start

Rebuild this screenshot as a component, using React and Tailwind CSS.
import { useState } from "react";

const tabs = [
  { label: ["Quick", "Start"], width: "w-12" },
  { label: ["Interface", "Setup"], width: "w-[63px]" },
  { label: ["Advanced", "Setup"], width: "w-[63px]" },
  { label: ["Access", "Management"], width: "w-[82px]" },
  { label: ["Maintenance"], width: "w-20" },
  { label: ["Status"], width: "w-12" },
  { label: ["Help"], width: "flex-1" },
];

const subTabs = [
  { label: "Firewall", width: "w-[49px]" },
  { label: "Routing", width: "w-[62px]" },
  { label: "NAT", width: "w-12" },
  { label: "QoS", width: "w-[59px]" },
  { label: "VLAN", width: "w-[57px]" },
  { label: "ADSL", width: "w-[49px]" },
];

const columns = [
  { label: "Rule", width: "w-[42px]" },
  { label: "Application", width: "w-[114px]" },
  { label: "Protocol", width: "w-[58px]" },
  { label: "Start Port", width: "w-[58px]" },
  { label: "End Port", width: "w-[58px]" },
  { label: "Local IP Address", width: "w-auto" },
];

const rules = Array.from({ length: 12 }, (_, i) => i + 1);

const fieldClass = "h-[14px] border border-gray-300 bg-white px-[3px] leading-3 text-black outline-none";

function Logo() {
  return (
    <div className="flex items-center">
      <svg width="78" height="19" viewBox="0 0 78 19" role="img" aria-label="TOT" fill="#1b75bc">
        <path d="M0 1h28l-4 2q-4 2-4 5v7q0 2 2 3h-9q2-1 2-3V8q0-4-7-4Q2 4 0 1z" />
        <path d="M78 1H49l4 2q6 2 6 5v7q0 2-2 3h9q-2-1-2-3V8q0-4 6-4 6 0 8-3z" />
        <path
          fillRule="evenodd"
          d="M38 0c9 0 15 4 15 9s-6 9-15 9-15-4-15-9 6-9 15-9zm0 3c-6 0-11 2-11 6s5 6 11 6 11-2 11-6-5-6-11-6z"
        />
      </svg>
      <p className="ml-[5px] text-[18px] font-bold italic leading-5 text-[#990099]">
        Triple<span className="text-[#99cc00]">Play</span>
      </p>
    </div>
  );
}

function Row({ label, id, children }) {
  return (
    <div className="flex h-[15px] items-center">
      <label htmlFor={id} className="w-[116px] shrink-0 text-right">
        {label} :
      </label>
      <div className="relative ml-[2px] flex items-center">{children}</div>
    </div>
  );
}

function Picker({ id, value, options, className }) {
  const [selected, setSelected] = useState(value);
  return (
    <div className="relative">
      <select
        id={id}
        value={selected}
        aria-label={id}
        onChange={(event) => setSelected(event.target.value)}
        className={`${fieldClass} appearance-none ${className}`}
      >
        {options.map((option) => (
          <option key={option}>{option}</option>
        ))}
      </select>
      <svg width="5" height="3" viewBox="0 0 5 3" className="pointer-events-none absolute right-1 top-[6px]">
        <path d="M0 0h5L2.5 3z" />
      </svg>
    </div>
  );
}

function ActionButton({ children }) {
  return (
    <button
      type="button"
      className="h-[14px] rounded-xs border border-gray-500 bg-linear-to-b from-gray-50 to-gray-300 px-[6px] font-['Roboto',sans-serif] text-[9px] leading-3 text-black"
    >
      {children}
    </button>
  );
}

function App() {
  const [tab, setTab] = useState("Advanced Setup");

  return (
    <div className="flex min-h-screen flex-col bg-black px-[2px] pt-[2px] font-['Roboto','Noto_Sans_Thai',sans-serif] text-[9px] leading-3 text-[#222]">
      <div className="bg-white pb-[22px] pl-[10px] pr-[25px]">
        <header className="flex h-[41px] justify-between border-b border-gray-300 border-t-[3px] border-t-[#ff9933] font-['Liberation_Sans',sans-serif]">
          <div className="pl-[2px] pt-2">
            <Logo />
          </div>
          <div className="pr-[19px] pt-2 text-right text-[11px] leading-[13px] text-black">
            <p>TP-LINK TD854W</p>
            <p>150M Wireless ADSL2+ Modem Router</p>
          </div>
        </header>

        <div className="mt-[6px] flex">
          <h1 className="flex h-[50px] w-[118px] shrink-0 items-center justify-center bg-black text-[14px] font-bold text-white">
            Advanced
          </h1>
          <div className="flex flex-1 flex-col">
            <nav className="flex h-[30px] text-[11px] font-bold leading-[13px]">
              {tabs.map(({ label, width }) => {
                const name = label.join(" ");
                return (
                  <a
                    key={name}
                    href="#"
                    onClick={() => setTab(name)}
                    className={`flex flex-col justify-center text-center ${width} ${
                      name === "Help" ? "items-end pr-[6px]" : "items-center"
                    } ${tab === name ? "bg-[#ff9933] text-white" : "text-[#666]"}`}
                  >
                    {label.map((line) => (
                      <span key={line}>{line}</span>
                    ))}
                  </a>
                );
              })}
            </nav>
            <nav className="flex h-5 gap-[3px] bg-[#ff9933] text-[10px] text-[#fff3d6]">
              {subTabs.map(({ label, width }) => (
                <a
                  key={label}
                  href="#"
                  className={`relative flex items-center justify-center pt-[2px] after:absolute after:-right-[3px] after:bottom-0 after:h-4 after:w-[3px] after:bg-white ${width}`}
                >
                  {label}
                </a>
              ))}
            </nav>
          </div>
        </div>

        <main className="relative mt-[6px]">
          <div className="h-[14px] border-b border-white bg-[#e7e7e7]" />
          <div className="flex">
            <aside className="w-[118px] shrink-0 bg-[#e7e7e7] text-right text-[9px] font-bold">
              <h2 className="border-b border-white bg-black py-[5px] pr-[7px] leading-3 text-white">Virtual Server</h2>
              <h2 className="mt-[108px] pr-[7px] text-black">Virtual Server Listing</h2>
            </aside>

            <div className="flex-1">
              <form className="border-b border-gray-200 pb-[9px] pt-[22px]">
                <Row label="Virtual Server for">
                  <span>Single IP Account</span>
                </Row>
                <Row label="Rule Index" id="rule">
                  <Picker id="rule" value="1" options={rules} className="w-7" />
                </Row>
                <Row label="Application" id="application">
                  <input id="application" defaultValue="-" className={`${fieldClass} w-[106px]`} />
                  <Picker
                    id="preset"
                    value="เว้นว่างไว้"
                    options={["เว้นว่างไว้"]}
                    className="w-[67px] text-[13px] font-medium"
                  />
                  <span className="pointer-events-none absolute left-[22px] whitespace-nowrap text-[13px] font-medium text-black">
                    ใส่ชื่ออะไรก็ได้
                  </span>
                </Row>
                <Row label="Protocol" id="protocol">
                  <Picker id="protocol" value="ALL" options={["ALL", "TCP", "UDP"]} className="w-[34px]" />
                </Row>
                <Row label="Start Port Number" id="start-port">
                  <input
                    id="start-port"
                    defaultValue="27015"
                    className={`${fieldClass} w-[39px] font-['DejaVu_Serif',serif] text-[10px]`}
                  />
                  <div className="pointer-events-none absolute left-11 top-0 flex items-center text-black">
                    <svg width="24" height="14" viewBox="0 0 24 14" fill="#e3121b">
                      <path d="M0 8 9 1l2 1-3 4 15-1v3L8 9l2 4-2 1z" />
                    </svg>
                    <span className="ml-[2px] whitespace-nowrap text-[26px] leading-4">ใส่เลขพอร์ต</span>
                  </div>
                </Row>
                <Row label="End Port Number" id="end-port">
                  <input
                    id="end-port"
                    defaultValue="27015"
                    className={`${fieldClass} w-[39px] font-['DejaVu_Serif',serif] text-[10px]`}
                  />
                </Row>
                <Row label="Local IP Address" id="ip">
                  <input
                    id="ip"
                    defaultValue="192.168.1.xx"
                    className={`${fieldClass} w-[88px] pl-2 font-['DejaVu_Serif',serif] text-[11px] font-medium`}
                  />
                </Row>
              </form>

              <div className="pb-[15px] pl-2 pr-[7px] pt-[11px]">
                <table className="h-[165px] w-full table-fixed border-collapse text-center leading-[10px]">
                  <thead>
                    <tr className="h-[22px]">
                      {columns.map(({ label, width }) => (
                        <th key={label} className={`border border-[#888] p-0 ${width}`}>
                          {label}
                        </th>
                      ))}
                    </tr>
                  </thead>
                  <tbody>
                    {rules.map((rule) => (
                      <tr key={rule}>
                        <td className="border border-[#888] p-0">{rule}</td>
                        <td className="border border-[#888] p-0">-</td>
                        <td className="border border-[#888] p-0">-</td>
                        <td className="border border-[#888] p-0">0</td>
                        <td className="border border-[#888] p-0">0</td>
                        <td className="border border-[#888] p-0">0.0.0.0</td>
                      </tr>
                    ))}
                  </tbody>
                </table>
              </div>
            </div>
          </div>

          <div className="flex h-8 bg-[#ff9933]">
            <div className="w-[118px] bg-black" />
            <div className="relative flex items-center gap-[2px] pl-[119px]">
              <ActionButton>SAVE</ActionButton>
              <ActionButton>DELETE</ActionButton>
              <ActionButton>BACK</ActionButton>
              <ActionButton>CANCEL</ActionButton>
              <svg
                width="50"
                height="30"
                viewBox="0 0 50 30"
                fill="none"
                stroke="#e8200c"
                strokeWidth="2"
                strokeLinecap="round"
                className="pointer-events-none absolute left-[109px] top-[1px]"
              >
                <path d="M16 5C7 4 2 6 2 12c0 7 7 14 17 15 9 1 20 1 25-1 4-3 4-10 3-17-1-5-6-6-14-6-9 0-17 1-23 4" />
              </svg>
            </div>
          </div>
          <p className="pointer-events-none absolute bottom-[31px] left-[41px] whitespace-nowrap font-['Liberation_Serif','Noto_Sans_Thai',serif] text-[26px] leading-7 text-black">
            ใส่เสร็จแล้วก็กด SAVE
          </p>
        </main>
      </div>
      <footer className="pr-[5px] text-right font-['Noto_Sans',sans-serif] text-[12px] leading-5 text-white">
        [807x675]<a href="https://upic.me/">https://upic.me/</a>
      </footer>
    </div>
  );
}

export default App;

end
start

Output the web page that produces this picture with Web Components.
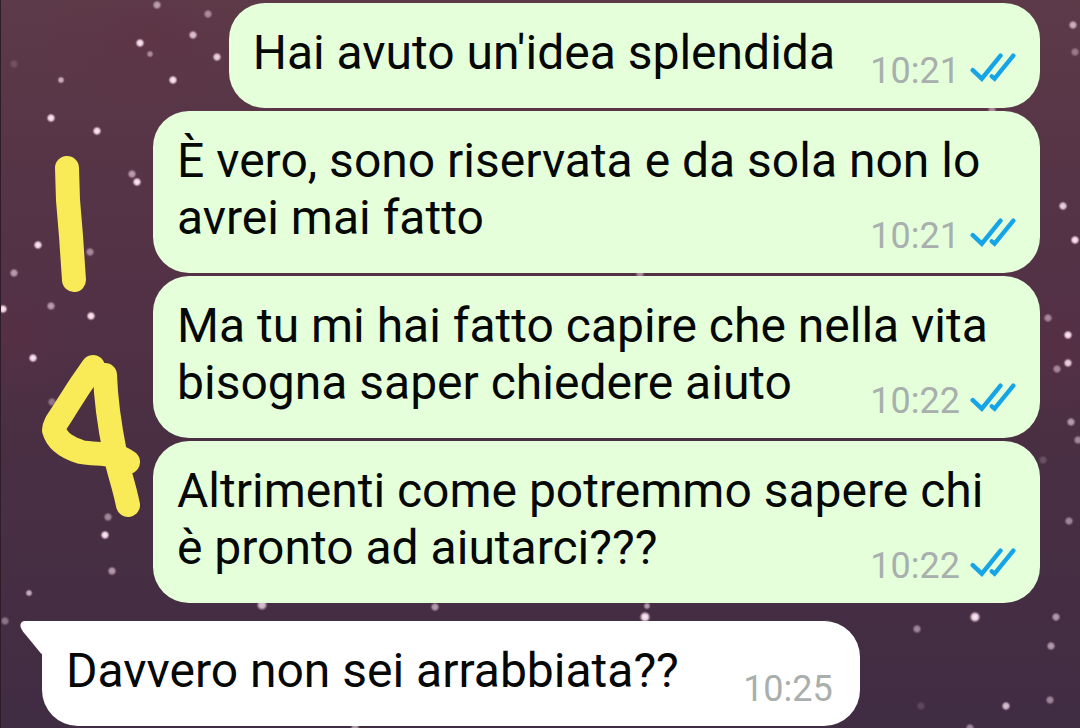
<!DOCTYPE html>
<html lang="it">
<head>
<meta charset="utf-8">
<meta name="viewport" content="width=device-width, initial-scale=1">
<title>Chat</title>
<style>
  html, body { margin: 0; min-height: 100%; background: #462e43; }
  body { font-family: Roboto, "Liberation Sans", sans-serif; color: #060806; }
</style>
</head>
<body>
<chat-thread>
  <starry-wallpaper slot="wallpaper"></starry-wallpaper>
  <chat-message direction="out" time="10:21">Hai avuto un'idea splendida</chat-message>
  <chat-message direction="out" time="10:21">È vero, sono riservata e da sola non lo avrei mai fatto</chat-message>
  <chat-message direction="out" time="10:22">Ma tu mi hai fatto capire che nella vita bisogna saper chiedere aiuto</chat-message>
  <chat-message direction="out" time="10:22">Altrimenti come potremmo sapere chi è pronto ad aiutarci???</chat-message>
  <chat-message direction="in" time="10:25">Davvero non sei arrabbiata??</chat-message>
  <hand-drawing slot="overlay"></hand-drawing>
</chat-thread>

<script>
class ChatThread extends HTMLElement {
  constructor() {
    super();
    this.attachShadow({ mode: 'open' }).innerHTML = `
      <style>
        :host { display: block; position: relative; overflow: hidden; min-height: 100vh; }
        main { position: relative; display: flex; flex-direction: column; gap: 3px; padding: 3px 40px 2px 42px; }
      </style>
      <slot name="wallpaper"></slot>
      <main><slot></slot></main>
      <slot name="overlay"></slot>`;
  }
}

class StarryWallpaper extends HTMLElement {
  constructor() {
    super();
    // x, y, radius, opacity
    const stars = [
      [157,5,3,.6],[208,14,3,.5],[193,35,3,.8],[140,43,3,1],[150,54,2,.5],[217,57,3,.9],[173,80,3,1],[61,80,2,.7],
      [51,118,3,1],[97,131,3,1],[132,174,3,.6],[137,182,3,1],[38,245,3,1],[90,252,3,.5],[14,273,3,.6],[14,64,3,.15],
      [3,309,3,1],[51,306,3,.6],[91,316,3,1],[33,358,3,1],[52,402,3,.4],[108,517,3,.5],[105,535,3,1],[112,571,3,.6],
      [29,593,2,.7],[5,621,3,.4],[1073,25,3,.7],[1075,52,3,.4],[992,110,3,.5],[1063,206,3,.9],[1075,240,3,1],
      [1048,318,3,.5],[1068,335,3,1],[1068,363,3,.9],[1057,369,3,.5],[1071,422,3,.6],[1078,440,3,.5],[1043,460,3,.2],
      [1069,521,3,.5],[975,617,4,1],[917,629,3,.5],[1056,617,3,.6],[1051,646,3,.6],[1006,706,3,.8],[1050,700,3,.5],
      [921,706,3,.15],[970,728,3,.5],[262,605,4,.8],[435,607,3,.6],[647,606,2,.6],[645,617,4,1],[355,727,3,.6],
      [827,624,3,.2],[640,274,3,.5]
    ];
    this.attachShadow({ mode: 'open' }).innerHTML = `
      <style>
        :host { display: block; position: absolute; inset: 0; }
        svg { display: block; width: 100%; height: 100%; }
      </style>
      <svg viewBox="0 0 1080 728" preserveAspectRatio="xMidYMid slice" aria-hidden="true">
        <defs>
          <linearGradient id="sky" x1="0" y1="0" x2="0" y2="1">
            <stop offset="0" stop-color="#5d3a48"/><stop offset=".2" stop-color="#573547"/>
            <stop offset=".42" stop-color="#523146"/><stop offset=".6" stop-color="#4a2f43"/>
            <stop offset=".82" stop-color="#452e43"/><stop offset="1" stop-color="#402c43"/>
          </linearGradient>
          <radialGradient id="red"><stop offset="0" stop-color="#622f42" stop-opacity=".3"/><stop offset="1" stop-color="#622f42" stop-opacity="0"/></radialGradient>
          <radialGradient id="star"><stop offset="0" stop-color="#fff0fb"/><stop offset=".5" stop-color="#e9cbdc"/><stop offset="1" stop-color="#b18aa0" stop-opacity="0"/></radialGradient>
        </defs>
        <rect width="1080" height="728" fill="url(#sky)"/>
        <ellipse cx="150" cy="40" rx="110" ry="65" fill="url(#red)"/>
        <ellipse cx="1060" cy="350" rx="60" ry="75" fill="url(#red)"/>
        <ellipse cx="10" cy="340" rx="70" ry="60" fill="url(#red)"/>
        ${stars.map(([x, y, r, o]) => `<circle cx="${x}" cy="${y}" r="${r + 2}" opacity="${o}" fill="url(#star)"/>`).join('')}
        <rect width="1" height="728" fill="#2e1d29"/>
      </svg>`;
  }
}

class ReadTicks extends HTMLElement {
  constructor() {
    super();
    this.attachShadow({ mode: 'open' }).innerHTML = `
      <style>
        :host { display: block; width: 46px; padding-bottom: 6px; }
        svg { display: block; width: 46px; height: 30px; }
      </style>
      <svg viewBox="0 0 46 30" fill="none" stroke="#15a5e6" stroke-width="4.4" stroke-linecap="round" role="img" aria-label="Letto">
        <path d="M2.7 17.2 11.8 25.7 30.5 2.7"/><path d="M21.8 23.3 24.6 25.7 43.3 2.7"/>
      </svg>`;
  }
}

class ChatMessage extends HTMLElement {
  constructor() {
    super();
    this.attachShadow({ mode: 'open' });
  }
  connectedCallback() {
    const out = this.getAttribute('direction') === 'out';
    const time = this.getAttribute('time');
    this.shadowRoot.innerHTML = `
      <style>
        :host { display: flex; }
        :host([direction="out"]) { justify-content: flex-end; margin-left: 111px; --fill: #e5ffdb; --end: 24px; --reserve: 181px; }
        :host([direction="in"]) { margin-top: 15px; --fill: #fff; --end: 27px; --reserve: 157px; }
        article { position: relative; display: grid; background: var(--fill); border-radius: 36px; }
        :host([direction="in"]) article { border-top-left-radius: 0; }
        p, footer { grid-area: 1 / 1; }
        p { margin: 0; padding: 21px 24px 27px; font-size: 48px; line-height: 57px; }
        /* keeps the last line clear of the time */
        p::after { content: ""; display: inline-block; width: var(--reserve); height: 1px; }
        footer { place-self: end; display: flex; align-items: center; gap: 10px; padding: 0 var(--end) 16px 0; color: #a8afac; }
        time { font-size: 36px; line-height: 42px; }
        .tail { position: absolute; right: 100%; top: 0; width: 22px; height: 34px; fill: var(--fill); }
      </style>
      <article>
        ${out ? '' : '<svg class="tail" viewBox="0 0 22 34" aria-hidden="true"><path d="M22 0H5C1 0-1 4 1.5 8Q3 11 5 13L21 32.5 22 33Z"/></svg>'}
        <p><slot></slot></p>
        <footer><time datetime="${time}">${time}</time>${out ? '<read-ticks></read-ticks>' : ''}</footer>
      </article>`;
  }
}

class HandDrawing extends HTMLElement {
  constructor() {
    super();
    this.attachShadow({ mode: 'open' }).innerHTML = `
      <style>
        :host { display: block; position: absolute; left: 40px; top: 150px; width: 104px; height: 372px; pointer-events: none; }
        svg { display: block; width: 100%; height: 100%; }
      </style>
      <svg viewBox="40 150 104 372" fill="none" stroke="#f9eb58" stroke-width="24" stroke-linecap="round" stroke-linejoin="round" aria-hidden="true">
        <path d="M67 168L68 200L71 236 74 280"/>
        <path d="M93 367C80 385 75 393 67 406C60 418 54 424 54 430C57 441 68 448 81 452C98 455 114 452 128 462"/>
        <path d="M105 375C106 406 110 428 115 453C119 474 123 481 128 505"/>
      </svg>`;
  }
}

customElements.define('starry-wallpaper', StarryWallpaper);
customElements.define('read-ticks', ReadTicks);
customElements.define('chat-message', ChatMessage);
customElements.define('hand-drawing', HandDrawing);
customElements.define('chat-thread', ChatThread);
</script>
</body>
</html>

end

PROBLEM DESCRIPTION: Transcribe precisely the lines between the one that contains "Rebuild this screenshot" and the one that contains "border border-gray-300 bg-white", counting those two lines as part of the range.

RESULT BELOW:
Rebuild this screenshot as a component, using React and Tailwind CSS.
import { useState } from "react";

const tabs = [
  { label: ["Quick", "Start"], width: "w-12" },
  { label: ["Interface", "Setup"], width: "w-[63px]" },
  { label: ["Advanced", "Setup"], width: "w-[63px]" },
  { label: ["Access", "Management"], width: "w-[82px]" },
  { label: ["Maintenance"], width: "w-20" },
  { label: ["Status"], width: "w-12" },
  { label: ["Help"], width: "flex-1" },
];

const subTabs = [
  { label: "Firewall", width: "w-[49px]" },
  { label: "Routing", width: "w-[62px]" },
  { label: "NAT", width: "w-12" },
  { label: "QoS", width: "w-[59px]" },
  { label: "VLAN", width: "w-[57px]" },
  { label: "ADSL", width: "w-[49px]" },
];

const columns = [
  { label: "Rule", width: "w-[42px]" },
  { label: "Application", width: "w-[114px]" },
  { label: "Protocol", width: "w-[58px]" },
  { label: "Start Port", width: "w-[58px]" },
  { label: "End Port", width: "w-[58px]" },
  { label: "Local IP Address", width: "w-auto" },
];

const rules = Array.from({ length: 12 }, (_, i) => i + 1);

const fieldClass = "h-[14px] border border-gray-300 bg-white px-[3px] leading-3 text-black outline-none";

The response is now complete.